Last Friday, Danielle and I represented the Student Professional Development Center at Elon’s annual Organization Fair. Every campus organization (clubs, sororities, fraternities, etc.) sets up a resource table while first-year students wander around collecting candy, flyers, and pamphlets. While our office isn’t an “organization”, we do strongly encourage students to get involved on campus and use our services to learn how to articulate campus involvement in their job search.

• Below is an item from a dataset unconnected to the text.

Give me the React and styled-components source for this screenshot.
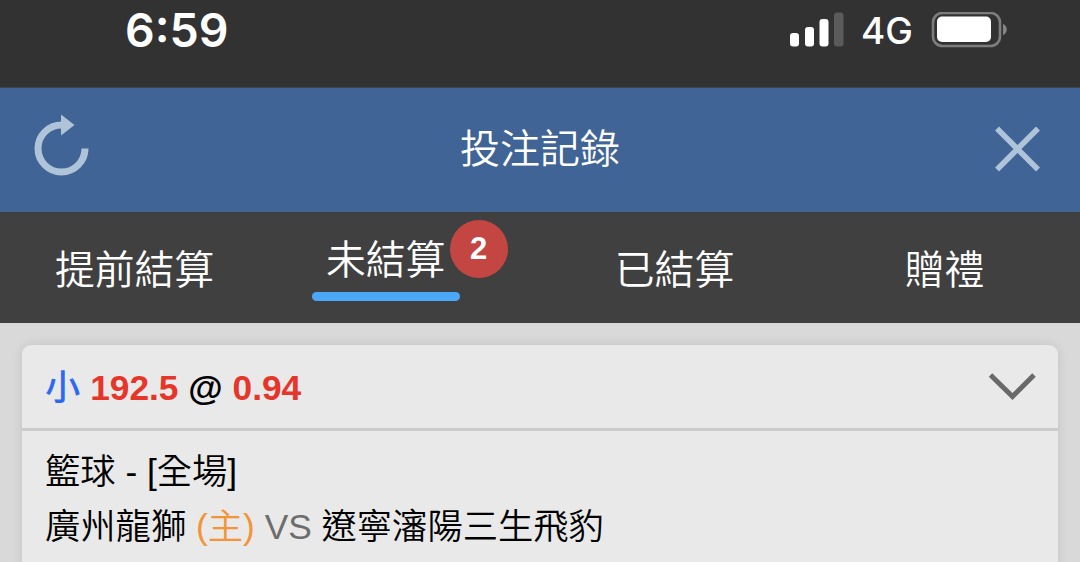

Once our table was set up (with large bowl of candy conveniently placed in the front) we waited for students to rush up to us with tons of questions. What we found was that they were very hesitant, for several different reasons. Some were not aware that the SPDC houses the Office of Career Services and others didn’t want the thought of career planning to ruin their afternoon fun. Fortunately, Danielle and I didn’t mind being the bearers of career news. We knew that if we didn’t do something to grab students’ attention, they would continue to walk past their chance to connect with a very important department on campus. And then, we got an idea. We decided that every time we made eye contact with a student we would smile and exclaim, “Do you know what you want to be when you grow up?!”
Ding, ding, ding! That was the million-dollar question!
Of course hardly any of them knew the answer, so they came over to find out how we could help. We snagged a few seconds of their time to explain who we were, what we did, and where they could go for an appointment. The result was that we talked to so many students that we ran out of informational handouts! We got to shatter the idea that Career Services is a scary, intimidating place that you avoid visiting until your senior year. But it was also a bit of an awakening experience for us. Danielle and I realized how resistant students can be to facing their career planning fears and that it is our job as university professionals to be proactive in seeking them out. I certainly didn’t expect to spend my Friday afternoon yelling at passersby like a 1920’s newsboy, but I did – and it worked!
- Campus involvement is critical to your career development process. Just ask Alexander Astin!
- It is never too early to visit the Career Services center – the sooner, the better!
- Passive promotion does a disservice to everyone.
- Students’ comfort zones are not always as broad as we’d like to think they are. Sometimes we have to leave our desks, grab some candy, and meet them halfway!